• [WHAT THE TASK REQUIRES]
Go through the material below and copy each line where the word "components" appears.

• [SOURCE DATA]
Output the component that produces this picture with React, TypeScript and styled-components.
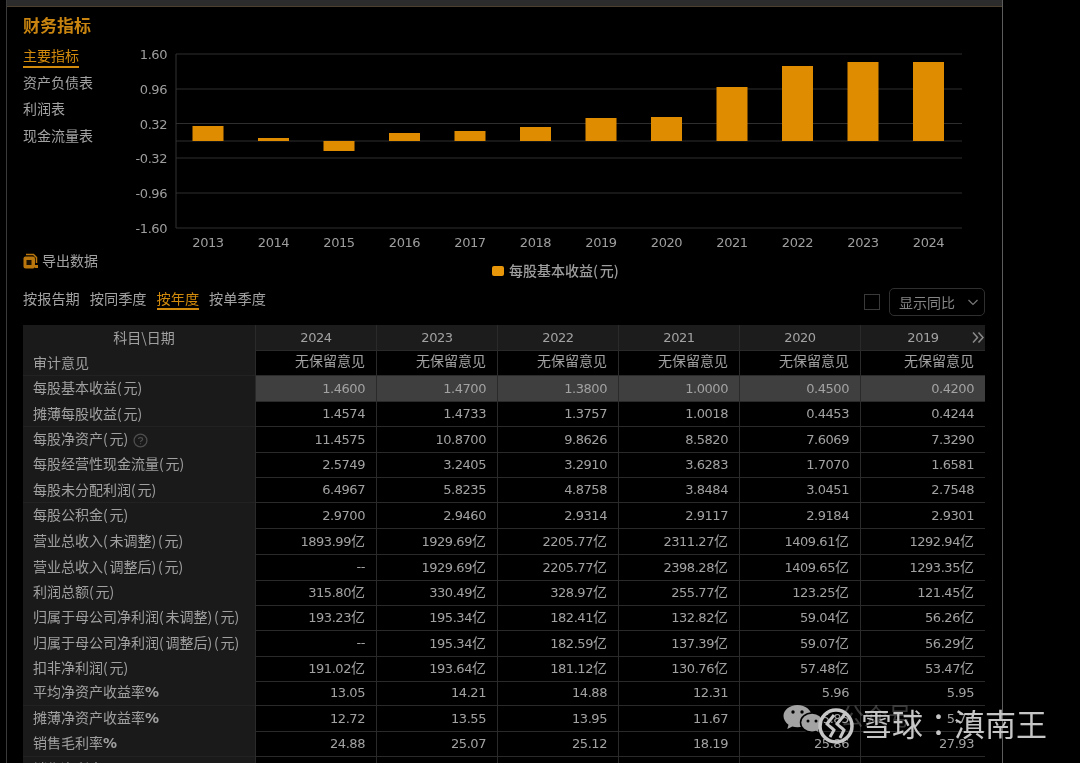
import React from "react";
import styled, { createGlobalStyle } from "styled-components";

const Global = createGlobalStyle`
  html, body { margin: 0; padding: 0; background: #000; }
  body { font-family: "Noto Sans CJK SC", "Liberation Sans", sans-serif; }
`;

const Page = styled.div`
  position: relative;
  width: 1080px;
  height: 763px;
  overflow: hidden;
  background: #000;
  color: #a2a2a2;
  filter: blur(0.45px);
`;
const Panel = styled.div`
  margin-left: 6px;
  width: 997px;
  height: 763px;
  box-sizing: border-box;
  border-left: 1px solid #3a3a3a;
  border-right: 1px solid #5c5c5c;
`;
const TopBar = styled.div`
  height: 6px;
  background: #2c2c2c;
  border-bottom: 1px solid #4d4030;
`;
const Body = styled.div`
  padding: 0 17px 0 16px;
`;
const Title = styled.h2`
  margin: 0;
  height: 37px;
  padding-top: 6px;
  box-sizing: border-box;
  font-size: 17px;
  line-height: 24px;
  font-weight: 700;
  color: #c98510;
`;
const TopRow = styled.div`
  display: flex;
  height: 240px;
`;
const Side = styled.div`
  width: 97px;
  display: flex;
  flex-direction: column;
  justify-content: space-between;
  padding: 1px 0 14px;
  box-sizing: border-box;
`;
const Nav = styled.div`
  display: flex;
  flex-direction: column;
  align-items: flex-start;
  gap: 5.500px;
`;
const NavItem = styled.span<{ $active?: boolean }>`
  font-size: 14px;
  line-height: 20px;
  height: 21px;
  border-bottom: ${(p) => (p.$active ? "2px solid #d18a0c" : "0")};
  margin-bottom: ${(p) => (p.$active ? "-2px" : "0")};
  color: ${(p) => (p.$active ? "#d18a0c" : "#a2a2a2")};
`;
const Export = styled.div`
  display: flex;
  align-items: center;
  gap: 4px;
  font-size: 14px;
  line-height: 20px;
`;
const ChartWrap = styled.div`
  flex: none;
`;
const TabsRow = styled.div`
  display: flex;
  align-items: center;
  justify-content: space-between;
  height: 41px;
`;
const Tabs = styled.div`
  display: flex;
  gap: 10px;
  margin-top: -12px;
`;
const Tab = styled.span<{ $active?: boolean }>`
  font-size: 14.200px;
  line-height: 20px;
  height: 20px;
  border-bottom: 2px solid ${(p) => (p.$active ? "#d18a0c" : "transparent")};
  color: ${(p) => (p.$active ? "#d18a0c" : "#a2a2a2")};
`;
const Tools = styled.div`
  display: flex;
  align-items: center;
  gap: 9px;
  margin-top: -5px;
`;
const Check = styled.span`
  width: 14px;
  height: 14px;
  border: 1px solid #3a3a3a;
  display: block;
`;
const Select = styled.div`
  width: 96px;
  height: 28px;
  box-sizing: border-box;
  border: 1px solid #2f2f2f;
  border-radius: 5px;
  display: flex;
  align-items: center;
  justify-content: space-between;
  padding: 0 5px 0 9px;
  font-size: 14px;
  color: #858585;
`;
const Table = styled.div`
  width: 962px;
`;
const Row = styled.div<{ $head?: boolean; $hl?: boolean }>`
  display: grid;
  grid-template-columns: 232px repeat(5, 121px) 125px;
  height: 25.4px;
  box-sizing: border-box;
  background: ${(p) => (p.$head ? "#1c1c1c" : p.$hl ? "#3f3f3f" : "transparent")};
`;
const LabelCell = styled.div<{ $head?: boolean }>`
  background: #1a1a1a;
  border-bottom: 1px solid #222;
  padding: 0 0 2px 10px;
  box-sizing: border-box;
  font-size: 14px;
  line-height: 22px;
  white-space: nowrap;
  color: #a0a0a0;
  display: flex;
  align-items: center;
  justify-content: ${(p) => (p.$head ? "center" : "flex-start")};
`;
const Paren = styled.span`
  letter-spacing: 1.750px;
`;
const Percent = styled.span`
  font-family: "DejaVu Sans", sans-serif;
  font-weight: 700;
  font-size: 14px;
`;
const HelpWrap = styled.span`
  display: flex;
  margin: 4px 0 0 3px;
`;
const Cell = styled.div<{ $cjk?: boolean }>`
  border-left: 1px solid #2a2a2a;
  border-bottom: 1px solid #2a2a2a;
  padding-right: 11px;
  box-sizing: border-box;
  text-align: right;
  font-family: "DejaVu Sans", "Noto Sans CJK SC", sans-serif;
  font-size: ${(p) => (p.$cjk ? "14px" : "13px")};
  line-height: ${(p) => (p.$cjk ? "23px" : "25px")};
  letter-spacing: ${(p) => (p.$cjk ? "0" : "-0.45px")};
  white-space: nowrap;
  color: #a2a2a2;
`;
const HeadCell = styled(Cell)`
  position: relative;
  text-align: center;
  padding-right: 0;
  line-height: 25px;
`;
const More = styled.span`
  position: absolute;
  right: 0;
  top: 6px;
  display: flex;
`;
const Unit = styled.span`
  font-family: "Noto Sans CJK SC", sans-serif;
  font-size: 14px;
  letter-spacing: 0;
`;
const Watermark = styled.div`
  position: absolute;
  left: 783px;
  top: 700px;
  width: 280px;
  height: 44px;
`;
const Faint = styled.span`
  position: absolute;
  left: 57px;
  top: 1px;
  font-size: 24px;
  line-height: 28px;
  color: rgba(190, 190, 190, 0.3);
  white-space: nowrap;
`;
const Mark = styled.span`
  position: absolute;
  left: 78px;
  top: 3px;
  font-family: "Noto Sans CJK TC", sans-serif;
  font-size: 31px;
  line-height: 40px;
  color: #c6c6c6;
  white-space: nowrap;
`;

const YEARS = [2013, 2014, 2015, 2016, 2017, 2018, 2019, 2020, 2021, 2022, 2023, 2024];
const TOPS = [126, 138, 151, 133, 131, 127, 118, 117, 87, 66, 62, 62];
const TICKS: [string, number][] = [
  ["1.60", 54], ["0.96", 89], ["0.32", 123.5], ["-0.32", 158], ["-0.96", 193], ["-1.60", 228],
];
const ZERO = 141;
const OY = 44;
const OX = 120;

const Chart = () => (
  <svg width="850" height="240" viewBox={`${OX} ${OY} 850 240`} style={{ display: "block" }}>
    {TICKS.map(([t, y]) => (
      <g key={t}>
        <line x1="176" x2="962" y1={y} y2={y} stroke="#2e2e2e" strokeWidth="1" />
        <text x="167" y={y + 5} textAnchor="end" fontFamily="DejaVu Sans" fontSize="13" letterSpacing="-0.45" fill="#9e9e9e">{t}</text>
      </g>
    ))}
    <line x1="176" x2="962" y1={ZERO} y2={ZERO} stroke="#2e2e2e" />
    <line x1="176" x2="176" y1="54" y2="228" stroke="#333" />
    {YEARS.map((y, i) => {
      const cx = 208 + i * 65.5;
      const t = TOPS[i];
      const top = Math.min(t, ZERO);
      const h = Math.abs(t - ZERO);
      return (
        <g key={y}>
          <rect x={cx - 15.5} y={top} width="31" height={h} fill="#e08c00" />
          <text x={cx} y="247" textAnchor="middle" fontFamily="DejaVu Sans" fontSize="13" letterSpacing="-0.45" fill="#9e9e9e">{y}</text>
        </g>
      );
    })}
    <rect x="492" y="266" width="12" height="10" rx="2" fill="#e8960a" />
    <text x="509" y="276" fontFamily="Noto Sans CJK SC" fontSize="14" fontWeight="500" fill="#9e9e9e">
      每股基本收益<tspan letterSpacing="1.75">(</tspan>元<tspan letterSpacing="1.75">)</tspan>
    </text>
  </svg>
);

const ExportIcon = () => (
  <svg width="15" height="16" viewBox="0 0 15 16" style={{ marginTop: 1 }}>
    <path d="M3 1.500h7.500L13.500 4.500V10" fill="none" stroke="#b8760c" strokeWidth="1.500" />
    <rect x="0.500" y="3.500" width="11.500" height="12" rx="2" fill="#b8760c" />
    <rect x="3.500" y="7" width="5" height="5" fill="#1c1203" />
    <rect x="12" y="12" width="3" height="3" fill="#b8760c" />
  </svg>
);
const Help = () => (
  <svg width="15" height="15" viewBox="0 0 14 14">
    <circle cx="7" cy="7" r="6" fill="none" stroke="#4e4e4e" strokeWidth="1.200" />
    <path d="M5 5.500c.3-1.600 4-1.600 4 .3 0 1.300-2 1.300-2 2.600M7 9.600v1" fill="none" stroke="#4e4e4e" strokeWidth="1.100" />
  </svg>
);
const Chevron = () => (
  <svg width="12" height="12" viewBox="0 0 12 12">
    <path d="M1.500 4l4.500 4.500L10.500 4" fill="none" stroke="#777" strokeWidth="1.200" />
  </svg>
);
const DoubleRight = () => (
  <svg width="13" height="13" viewBox="0 0 13 13">
    <path d="M1 1.500l4.500 5-4.500 5M6.500 1.500l4.500 5-4.500 5" fill="none" stroke="#8a8a8a" strokeWidth="1.500" />
  </svg>
);
const WeChat = () => (
  <svg width="44" height="38" viewBox="0 0 44 38" style={{ position: "absolute", left: 0, top: 4 }}>
    <path d="M14.500 1C6.500 1 .5 6 .5 12c0 3.600 2 6.500 5 8.700L4.300 25l5-2.500c1.700.5 3.300.8 5.200.8 8 0 14-5.300 14-11.300C28.500 6 22.500 1 14.500 1z" fill="#a3a3a3" />
    <path d="M29 9c-6.500 0-11.500 4.300-11.500 9.600S22.500 28.200 29 28.200c1.400 0 2.800-.3 4-.7l3.700 2.100-.9-3.500c2.700-1.800 4.300-4.500 4.300-7.500C40.100 13.300 35.500 9 29 9z" fill="#a3a3a3" stroke="#000" strokeWidth="1.500" />
    <circle cx="10" cy="8" r="1.700" fill="#000" />
    <circle cx="19" cy="8" r="1.700" fill="#000" />
    <circle cx="25" cy="17" r="1.500" fill="#000" />
    <circle cx="33" cy="17" r="1.500" fill="#000" />
  </svg>
);
const Xueqiu = () => (
  <svg width="38" height="38" viewBox="0 0 38 38" style={{ position: "absolute", left: 34, top: 8 }}>
    <circle cx="19" cy="18" r="16" fill="none" stroke="#c6c6c6" strokeWidth="3.500" />
    <path d="M17 7L10 16c2 2 5 4 7 6l-4 7" fill="none" stroke="#c6c6c6" strokeWidth="3" />
    <path d="M28 6L20 16c2 2 5 4 7 6l-4 8" fill="none" stroke="#c6c6c6" strokeWidth="3" />
  </svg>
);

type RowData = { label: string; values: string[]; help?: boolean; hl?: boolean };
const yi = (a: string[]) => a.map((v) => (v === "--" ? v : v + "亿"));
const ROWS: RowData[] = [
  { label: "审计意见", values: Array(6).fill("无保留意见") },
  { label: "每股基本收益(元)", values: ["1.4600", "1.4700", "1.3800", "1.0000", "0.4500", "0.4200"], hl: true },
  { label: "摊薄每股收益(元)", values: ["1.4574", "1.4733", "1.3757", "1.0018", "0.4453", "0.4244"] },
  { label: "每股净资产(元)", values: ["11.4575", "10.8700", "9.8626", "8.5820", "7.6069", "7.3290"], help: true },
  { label: "每股经营性现金流量(元)", values: ["2.5749", "3.2405", "3.2910", "3.6283", "1.7070", "1.6581"] },
  { label: "每股未分配利润(元)", values: ["6.4967", "5.8235", "4.8758", "3.8484", "3.0451", "2.7548"] },
  { label: "每股公积金(元)", values: ["2.9700", "2.9460", "2.9314", "2.9117", "2.9184", "2.9301"] },
  { label: "营业总收入(未调整)(元)", values: yi(["1893.99", "1929.69", "2205.77", "2311.27", "1409.61", "1292.94"]) },
  { label: "营业总收入(调整后)(元)", values: yi(["--", "1929.69", "2205.77", "2398.28", "1409.65", "1293.35"]) },
  { label: "利润总额(元)", values: yi(["315.80", "330.49", "328.97", "255.77", "123.25", "121.45"]) },
  { label: "归属于母公司净利润(未调整)(元)", values: yi(["193.23", "195.34", "182.41", "132.82", "59.04", "56.26"]) },
  { label: "归属于母公司净利润(调整后)(元)", values: yi(["--", "195.34", "182.59", "137.39", "59.07", "56.29"]) },
  { label: "扣非净利润(元)", values: yi(["191.02", "193.64", "181.12", "130.76", "57.48", "53.47"]) },
  { label: "平均净资产收益率%", values: ["13.05", "14.21", "14.88", "12.31", "5.96", "5.95"] },
  { label: "摊薄净资产收益率%", values: ["12.72", "13.55", "13.95", "11.67", "5.85", "5.73"] },
  { label: "销售毛利率%", values: ["24.88", "25.07", "25.12", "18.19", "25.86", "27.93"] },
  { label: "销售净利率%", values: Array(6).fill("") },
];
const HEAD = [2024, 2023, 2022, 2021, 2020, 2019];

const Value = ({ v }: { v: string }) =>
  v.endsWith("亿") ? (
    <>
      {v.slice(0, -1)}
      <Unit>亿</Unit>
    </>
  ) : (
    <>{v}</>
  );

const Label = ({ text }: { text: string }) => (
  <span>
    {text.split(/([()%])/).map((part, i) =>
      part === "(" || part === ")" ? (
        <Paren key={i}>{part}</Paren>
      ) : part === "%" ? (
        <Percent key={i}>%</Percent>
      ) : (
        part
      )
    )}
  </span>
);

export default function App() {
  return (
    <Page>
      <Global />
      <Panel>
        <TopBar />
        <Body>
          <Title>财务指标</Title>
          <TopRow>
            <Side>
              <Nav>
                <NavItem $active>主要指标</NavItem>
                <NavItem>资产负债表</NavItem>
                <NavItem>利润表</NavItem>
                <NavItem>现金流量表</NavItem>
              </Nav>
              <Export>
                <ExportIcon />
                导出数据
              </Export>
            </Side>
            <ChartWrap>
              <Chart />
            </ChartWrap>
          </TopRow>
          <TabsRow>
            <Tabs>
              <Tab>按报告期</Tab>
              <Tab>按同季度</Tab>
              <Tab $active>按年度</Tab>
              <Tab>按单季度</Tab>
            </Tabs>
            <Tools>
              <Check />
              <Select>
                显示同比
                <Chevron />
              </Select>
            </Tools>
          </TabsRow>
          <Table>
            <Row $head>
              <LabelCell $head>科目\日期</LabelCell>
              {HEAD.map((y, i) => (
                <HeadCell key={y}>
                  {y}
                  {i === 5 && (
                    <More>
                      <DoubleRight />
                    </More>
                  )}
                </HeadCell>
              ))}
            </Row>
            {ROWS.map((r) => (
              <Row key={r.label} $hl={r.hl}>
                <LabelCell>
                  <Label text={r.label} />
                  {r.help && (
                    <HelpWrap>
                      <Help />
                    </HelpWrap>
                  )}
                </LabelCell>
                {r.values.map((v, i) => (
                  <Cell key={i} $cjk={v === "无保留意见"}>
                    <Value v={v} />
                  </Cell>
                ))}
              </Row>
            ))}
          </Table>
        </Body>
      </Panel>
      <Watermark>
        <Faint>公众号</Faint>
        <WeChat />
        <Xueqiu />
        <Mark>雪球：滇南王</Mark>
      </Watermark>
    </Page>
  );
}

• [SOLUTION FOR THIS PROBLEM]
Output the component that produces this picture with React, TypeScript and styled-components.
import styled, { createGlobalStyle } from "styled-components";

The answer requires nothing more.